■ Do this
Omit all pictures, then retype the data exactly as given.

--- START OF Records shown ---

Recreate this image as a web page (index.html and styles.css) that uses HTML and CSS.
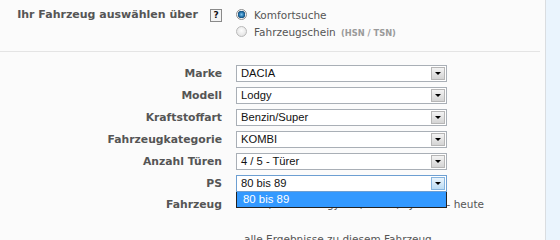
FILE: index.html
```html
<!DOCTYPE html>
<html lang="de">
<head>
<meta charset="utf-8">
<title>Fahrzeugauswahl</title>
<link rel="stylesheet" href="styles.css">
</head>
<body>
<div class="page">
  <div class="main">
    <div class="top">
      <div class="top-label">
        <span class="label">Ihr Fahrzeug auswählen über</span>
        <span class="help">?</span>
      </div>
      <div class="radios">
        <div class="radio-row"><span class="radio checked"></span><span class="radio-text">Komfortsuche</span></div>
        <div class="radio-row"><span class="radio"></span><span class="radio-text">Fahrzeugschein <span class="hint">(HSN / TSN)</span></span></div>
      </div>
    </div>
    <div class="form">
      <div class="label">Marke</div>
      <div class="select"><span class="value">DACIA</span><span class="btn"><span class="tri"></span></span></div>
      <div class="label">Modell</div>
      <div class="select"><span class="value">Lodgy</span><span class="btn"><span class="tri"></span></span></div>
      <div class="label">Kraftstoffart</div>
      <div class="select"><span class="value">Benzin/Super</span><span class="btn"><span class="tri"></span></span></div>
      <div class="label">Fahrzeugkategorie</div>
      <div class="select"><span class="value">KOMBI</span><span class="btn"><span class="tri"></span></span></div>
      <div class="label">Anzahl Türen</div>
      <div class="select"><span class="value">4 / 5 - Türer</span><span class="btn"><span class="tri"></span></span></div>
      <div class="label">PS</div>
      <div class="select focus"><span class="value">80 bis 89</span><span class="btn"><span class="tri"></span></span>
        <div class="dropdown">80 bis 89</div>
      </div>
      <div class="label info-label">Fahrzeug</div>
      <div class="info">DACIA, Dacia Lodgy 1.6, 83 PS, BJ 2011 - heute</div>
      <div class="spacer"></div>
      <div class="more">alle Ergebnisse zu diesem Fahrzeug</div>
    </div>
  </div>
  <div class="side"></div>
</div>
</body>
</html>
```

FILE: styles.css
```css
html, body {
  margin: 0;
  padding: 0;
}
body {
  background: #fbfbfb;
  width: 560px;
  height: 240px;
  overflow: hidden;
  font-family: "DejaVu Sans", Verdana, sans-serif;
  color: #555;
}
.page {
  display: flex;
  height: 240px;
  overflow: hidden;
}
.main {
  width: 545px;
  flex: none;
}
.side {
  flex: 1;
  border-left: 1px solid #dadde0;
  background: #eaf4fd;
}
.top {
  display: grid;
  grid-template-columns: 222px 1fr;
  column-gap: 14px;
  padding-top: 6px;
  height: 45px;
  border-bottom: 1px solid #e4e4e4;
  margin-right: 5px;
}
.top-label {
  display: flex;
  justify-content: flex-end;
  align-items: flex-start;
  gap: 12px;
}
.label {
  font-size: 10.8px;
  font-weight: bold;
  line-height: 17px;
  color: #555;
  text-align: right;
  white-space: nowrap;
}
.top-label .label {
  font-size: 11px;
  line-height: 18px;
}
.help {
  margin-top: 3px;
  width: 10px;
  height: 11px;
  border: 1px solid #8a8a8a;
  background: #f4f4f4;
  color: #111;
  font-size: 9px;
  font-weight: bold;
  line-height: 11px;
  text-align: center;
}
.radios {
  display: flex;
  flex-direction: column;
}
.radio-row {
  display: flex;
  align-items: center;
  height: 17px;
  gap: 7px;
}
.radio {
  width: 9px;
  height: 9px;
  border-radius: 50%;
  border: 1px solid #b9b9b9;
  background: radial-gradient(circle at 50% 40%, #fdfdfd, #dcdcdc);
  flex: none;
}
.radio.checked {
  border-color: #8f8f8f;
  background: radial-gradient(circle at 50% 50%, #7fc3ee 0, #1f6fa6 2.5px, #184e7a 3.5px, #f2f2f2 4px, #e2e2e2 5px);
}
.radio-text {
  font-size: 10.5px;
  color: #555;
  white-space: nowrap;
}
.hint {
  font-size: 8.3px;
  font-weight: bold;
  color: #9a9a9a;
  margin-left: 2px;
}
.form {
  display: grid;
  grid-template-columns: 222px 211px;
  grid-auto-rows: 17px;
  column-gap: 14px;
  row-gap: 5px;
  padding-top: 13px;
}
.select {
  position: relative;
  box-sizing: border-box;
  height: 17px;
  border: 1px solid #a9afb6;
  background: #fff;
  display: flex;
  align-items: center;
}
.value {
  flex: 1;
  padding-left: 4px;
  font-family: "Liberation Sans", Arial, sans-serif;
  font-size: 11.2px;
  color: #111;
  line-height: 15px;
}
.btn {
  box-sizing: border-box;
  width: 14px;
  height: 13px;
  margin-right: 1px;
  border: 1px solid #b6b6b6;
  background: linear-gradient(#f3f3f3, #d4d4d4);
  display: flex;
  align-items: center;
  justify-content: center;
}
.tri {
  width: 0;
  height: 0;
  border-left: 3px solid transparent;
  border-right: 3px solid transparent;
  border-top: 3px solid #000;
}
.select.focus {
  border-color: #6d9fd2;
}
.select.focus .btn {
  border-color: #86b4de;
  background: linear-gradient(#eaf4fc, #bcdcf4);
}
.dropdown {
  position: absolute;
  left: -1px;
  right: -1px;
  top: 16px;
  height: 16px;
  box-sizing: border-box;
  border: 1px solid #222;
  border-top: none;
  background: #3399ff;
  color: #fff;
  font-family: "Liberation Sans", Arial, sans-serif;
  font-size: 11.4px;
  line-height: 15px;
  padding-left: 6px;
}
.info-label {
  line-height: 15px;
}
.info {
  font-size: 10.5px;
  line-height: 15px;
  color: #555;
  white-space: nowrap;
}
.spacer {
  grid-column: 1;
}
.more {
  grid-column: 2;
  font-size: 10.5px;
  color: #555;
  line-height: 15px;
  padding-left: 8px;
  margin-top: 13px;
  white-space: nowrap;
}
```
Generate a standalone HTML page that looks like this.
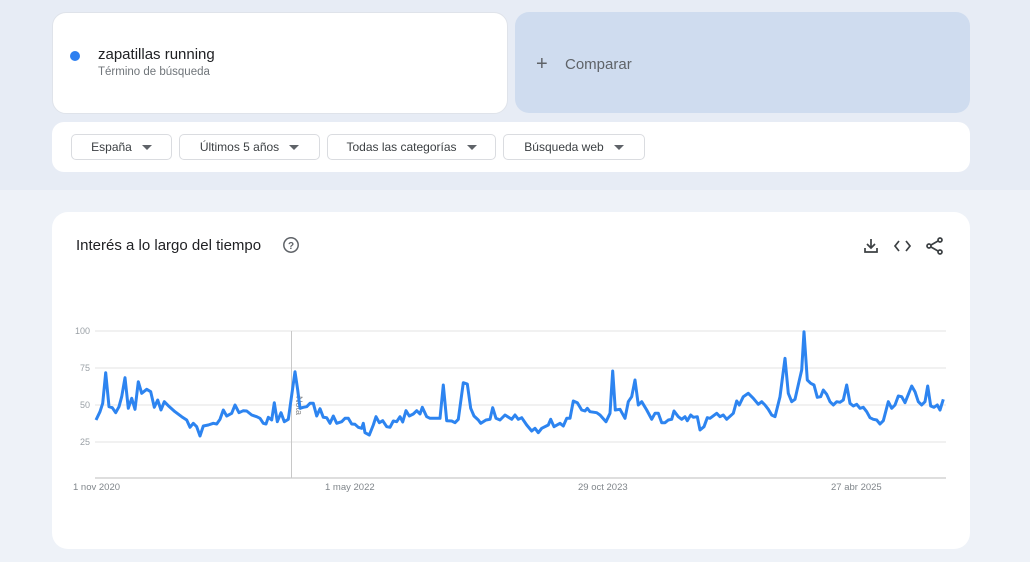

--- END OF Records shown ---

■ Solution for this problem
Recreate this image as a web page (index.html and styles.css) that uses HTML and CSS.
FILE: index.html
```html
<!DOCTYPE html>
<html lang="de">
<head>
<meta charset="utf-8">
<title>Fahrzeugauswahl</title>
<link rel="stylesheet" href="styles.css">
</head>
<body>
<div class="page">
  <div class="main">
    <div class="top">
      <div class="top-label">
        <span class="label">Ihr Fahrzeug auswählen über</span>
        <span class="help">?</span>
      </div>
      <div class="radios">
        <div class="radio-row"><span class="radio checked"></span><span class="radio-text">Komfortsuche</span></div>
        <div class="radio-row"><span class="radio"></span><span class="radio-text">Fahrzeugschein <span class="hint">(HSN / TSN)</span></span></div>
      </div>
    </div>
    <div class="form">
      <div class="label">Marke</div>
      <div class="select"><span class="value">DACIA</span><span class="btn"><span class="tri"></span></span></div>
      <div class="label">Modell</div>
      <div class="select"><span class="value">Lodgy</span><span class="btn"><span class="tri"></span></span></div>
      <div class="label">Kraftstoffart</div>
      <div class="select"><span class="value">Benzin/Super</span><span class="btn"><span class="tri"></span></span></div>
      <div class="label">Fahrzeugkategorie</div>
      <div class="select"><span class="value">KOMBI</span><span class="btn"><span class="tri"></span></span></div>
      <div class="label">Anzahl Türen</div>
      <div class="select"><span class="value">4 / 5 - Türer</span><span class="btn"><span class="tri"></span></span></div>
      <div class="label">PS</div>
      <div class="select focus"><span class="value">80 bis 89</span><span class="btn"><span class="tri"></span></span>
        <div class="dropdown">80 bis 89</div>
      </div>
      <div class="label info-label">Fahrzeug</div>
      <div class="info">DACIA, Dacia Lodgy 1.6, 83 PS, BJ 2011 - heute</div>
      <div class="spacer"></div>
      <div class="more">alle Ergebnisse zu diesem Fahrzeug</div>
    </div>
  </div>
  <div class="side"></div>
</div>
</body>
</html>
```

FILE: styles.css
```css
html, body {
  margin: 0;
  padding: 0;
}
body {
  background: #fbfbfb;
  width: 560px;
  height: 240px;
  overflow: hidden;
  font-family: "DejaVu Sans", Verdana, sans-serif;
  color: #555;
}
.page {
  display: flex;
  height: 240px;
  overflow: hidden;
}
.main {
  width: 545px;
  flex: none;
}
.side {
  flex: 1;
  border-left: 1px solid #dadde0;
  background: #eaf4fd;
}
.top {
  display: grid;
  grid-template-columns: 222px 1fr;
  column-gap: 14px;
  padding-top: 6px;
  height: 45px;
  border-bottom: 1px solid #e4e4e4;
  margin-right: 5px;
}
.top-label {
  display: flex;
  justify-content: flex-end;
  align-items: flex-start;
  gap: 12px;
}
.label {
  font-size: 10.8px;
  font-weight: bold;
  line-height: 17px;
  color: #555;
  text-align: right;
  white-space: nowrap;
}
.top-label .label {
  font-size: 11px;
  line-height: 18px;
}
.help {
  margin-top: 3px;
  width: 10px;
  height: 11px;
  border: 1px solid #8a8a8a;
  background: #f4f4f4;
  color: #111;
  font-size: 9px;
  font-weight: bold;
  line-height: 11px;
  text-align: center;
}
.radios {
  display: flex;
  flex-direction: column;
}
.radio-row {
  display: flex;
  align-items: center;
  height: 17px;
  gap: 7px;
}
.radio {
  width: 9px;
  height: 9px;
  border-radius: 50%;
  border: 1px solid #b9b9b9;
  background: radial-gradient(circle at 50% 40%, #fdfdfd, #dcdcdc);
  flex: none;
}
.radio.checked {
  border-color: #8f8f8f;
  background: radial-gradient(circle at 50% 50%, #7fc3ee 0, #1f6fa6 2.5px, #184e7a 3.5px, #f2f2f2 4px, #e2e2e2 5px);
}
.radio-text {
  font-size: 10.5px;
  color: #555;
  white-space: nowrap;
}
.hint {
  font-size: 8.3px;
  font-weight: bold;
  color: #9a9a9a;
  margin-left: 2px;
}
.form {
  display: grid;
  grid-template-columns: 222px 211px;
  grid-auto-rows: 17px;
  column-gap: 14px;
  row-gap: 5px;
  padding-top: 13px;
}
.select {
  position: relative;
  box-sizing: border-box;
  height: 17px;
  border: 1px solid #a9afb6;
  background: #fff;
  display: flex;
  align-items: center;
}
.value {
  flex: 1;
  padding-left: 4px;
  font-family: "Liberation Sans", Arial, sans-serif;
  font-size: 11.2px;
  color: #111;
  line-height: 15px;
}
.btn {
  box-sizing: border-box;
  width: 14px;
  height: 13px;
  margin-right: 1px;
  border: 1px solid #b6b6b6;
  background: linear-gradient(#f3f3f3, #d4d4d4);
  display: flex;
  align-items: center;
  justify-content: center;
}
.tri {
  width: 0;
  height: 0;
  border-left: 3px solid transparent;
  border-right: 3px solid transparent;
  border-top: 3px solid #000;
}
.select.focus {
  border-color: #6d9fd2;
}
.select.focus .btn {
  border-color: #86b4de;
  background: linear-gradient(#eaf4fc, #bcdcf4);
}
.dropdown {
  position: absolute;
  left: -1px;
  right: -1px;
  top: 16px;
  height: 16px;
  box-sizing: border-box;
  border: 1px solid #222;
  border-top: none;
  background: #3399ff;
  color: #fff;
  font-family: "Liberation Sans", Arial, sans-serif;
  font-size: 11.4px;
  line-height: 15px;
  padding-left: 6px;
}
.info-label {
  line-height: 15px;
}
.info {
  font-size: 10.5px;
  line-height: 15px;
  color: #555;
  white-space: nowrap;
}
.spacer {
  grid-column: 1;
}
.more {
  grid-column: 2;
  font-size: 10.5px;
  color: #555;
  line-height: 15px;
  padding-left: 8px;
  margin-top: 13px;
  white-space: nowrap;
}
```
Generate a standalone HTML page that looks like this.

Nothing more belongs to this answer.